Before the campaign, it appeared that Sen. George Allen's race would result in a bankable Republican hold and the start of Allen's 2008 presidential bid. But from the time when Allen's campaign fell into disarray with the "macaca moment" his opponent, Jim Webb, seemed to be wearing a Teflon coat. I thought Virginia could be a bellweather for Republicans. It seemed a state in which we might measure whether Republicans could overcome big errors and campaign weaknesses by running on their strengths.

Instead, the Virginia race may come down to voters' decisions between sexually-bizarre passages from Webb's old novels and Allen's politically-bizarre focused pursuit of votes from Virginia's feminists community. We're not likely learn to much from Virginia.

Between now and Monday, we'll probably see a defining trend in the polls. If Republican Sens. Mike DeWine or Rick Santorum recovers significantly from their current deficits that should indicate that the Democratic wave will be only a ripple. These polls and others will tell us something about 2008.

Anger at President Bush and the war in Iraq fuels the Democrats' campaign. Frustration with their party's leaders may lead to Republican mistakes that will place the Democrats on a limited anti-war track that will take over their 2008 races. Will Ohio Republicans let their anger with their state party overcome their desire to re-elect DeWine? If Republican turnout fails in Ohio, it could be a signal of a larger problem in the national Republican Party, confusing the picture as we go into 2007.

Connecticut Rep. Chris Shays will be another measure, not so much of the national Republican agenda as of the Iraq war. If Shays survives in the shadow of the Lamont-Lieberman contest, it will signal that many Americans have assimilated the bad news from Iraq and still believe that the war against the terrorists has to be fought. The fact that Kerry's campaign appearances with Bob Casey in Pennsylvania and Minnesota's Tim Walz have been cancelled and Tennesee Rep. Harold Ford Jr. called for Kerry to apologize are early signals of that possibility, even among the Angry Dems.

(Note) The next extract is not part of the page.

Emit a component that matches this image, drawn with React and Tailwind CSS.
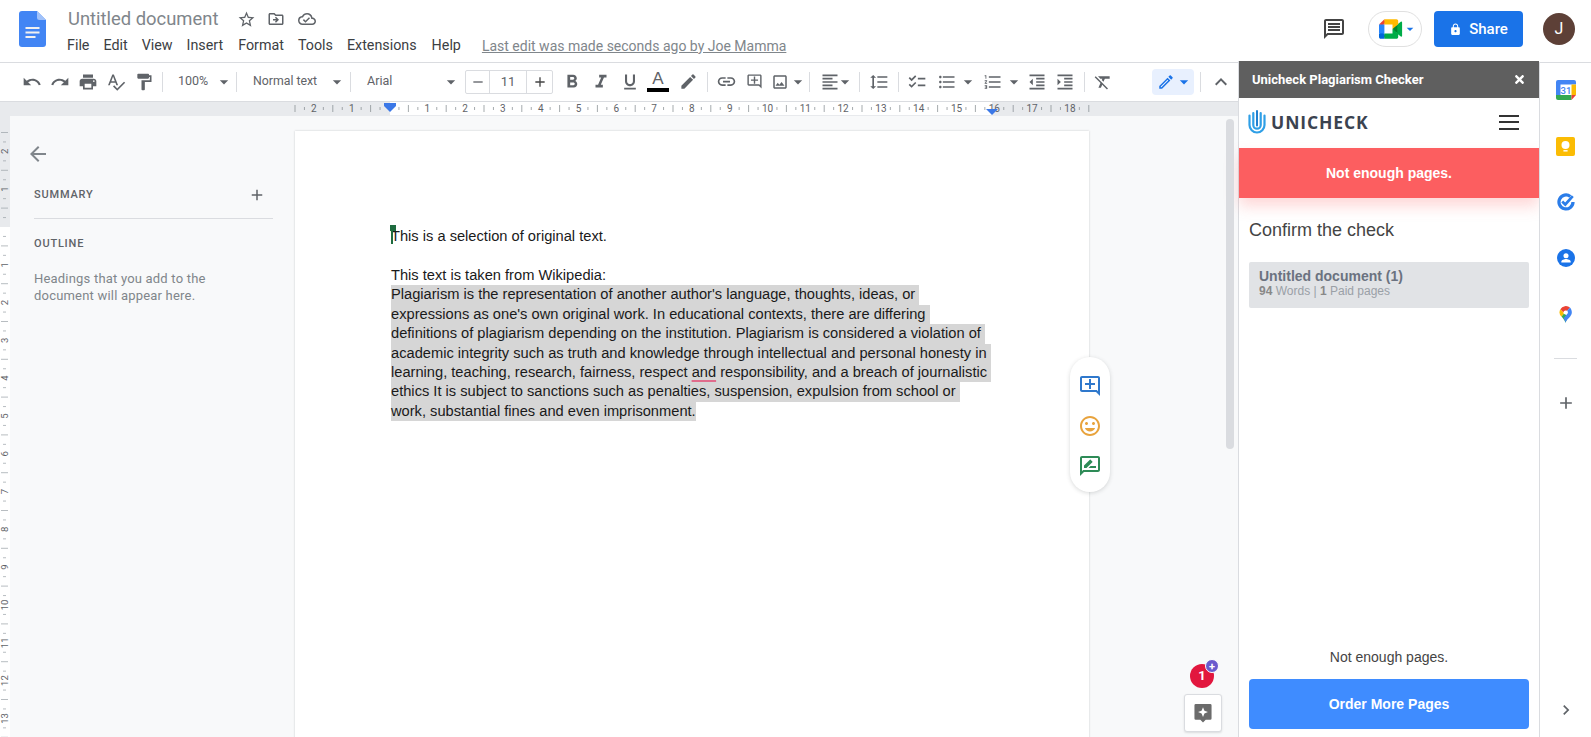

John Kerry's gift to Republicans is a video clip no amount of campaign funds could have bought. If more candidates do what Pete Ricketts is doing in Nebraska, or if the RNC spends a little money on ads like his, they could have a profound effect on Tuesday's results. It takes only hours to produce ads like the one Ricketts is running, and the Dems and the media are worried that they will. Proving the point, Jim Van DeHei's piece in the Wednesday Washington Post assures us that the Kerry statement and Bush's reaction is an, "...unusual back-and-forth that has little to do with the 2006 mid-term elections..." But, as the president's speech made clear, it has everything to do with this election.

The president has finally focused on a national message by taking on the Dems and warning what will happen if they take control of Congress. A few national ads like Ricketts's -- maybe one taking on the 527 Media and featuring second lady Lynn Cheney's body-slam of CNN's Wolf Blitzer - might just turn Democrats' anger against them. Kerry's gift includes the gift of time. There's still enough of it for Republicans to make the liberals -- and their media enablers -- the defining issue. If they do, they can light a path to 2008.